Jordan Greenby Jordan Green

Prior to regulation, the taxicab market in large cities like New York and Chicago had a “Wild West” quality: an oversupply of vehicles, often poorly maintained, with operators recklessly plying the streets to edge each other out and get the attention of passengers. To address the problem, most cities have adopted a medallion system to limit supply.

Newspaper boxes in Triad cities are a lot like the taxicabs of the early 20th Century in New York and Chicago: They proliferate on streetcorners and clog public space in a kind of arms race to command the attention of passersby with offers of automotive ad sheets, real estate guides and, lastly, journalistic publications of varying quality. When the demand for the product in the boxes diminishes, there’s no economic incentive to take them out of commission. Consequently, many boxes sit empty, deteriorating and causing visual blight. When new players come on the scene, it’s almost impossible for them to compete in the crowded, visually cluttered marketplace (yes, I’m a little bitter).

I propose that each of the three largest Triad cities establish street media circulation commissions to regulate newspaper boxes. In each city, each publication could be issued 10 medallions per box (or whatever amount the cities and industry representatives agreed upon). Each medallion would be issued for a nominal fee, say $5 per year, to cover the cost of administering the program.

Anyone with any experience in Triad print-media distribution knows that 10 downtown boxes is more than enough to meet readership demand for any publication. Every box holds 100 papers, but few publications need to stock more than 50 papers per box. And putting aside the derelict boxes, I would wager that the vast majority of the boxes receive no more than 20 papers with 75 percent returns at the end of the weekly cycle.

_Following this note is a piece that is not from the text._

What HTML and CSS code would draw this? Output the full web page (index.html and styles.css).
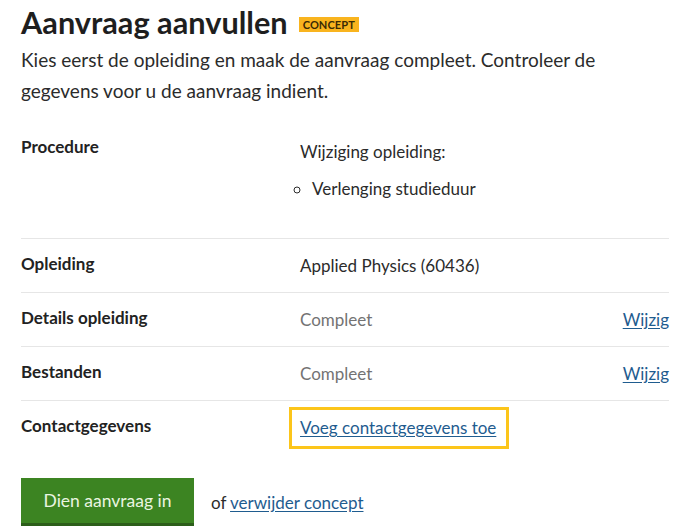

Everyone in the newspaper business would certainly like to see more robust readership numbers, and it makes sense for the number of street boxes to grow with market demand. Any publisher who feels that their quota of 10 boxes is insufficient to meet demand for their product should be allowed to bid for additional boxes in an open auction held once a year. Let’s say each city should have 20 boxes set aside for the annual auction.

Any of these numbers could be adjusted, with input from representatives of the publications. And in fact, a city employee heading each of the street-media circulation commissions should convene an annual meeting of the publishers prior to the auction to set quotas. The publishers know the market, but the city employee, as a neutral arbiter would have the final say. The system would incentivize newspapers to take boxes off the street where demand has fallen off, preserve breathing room for newspapers that have real appeal, and create a more aesthetically pleasing environment for everyone in our cities.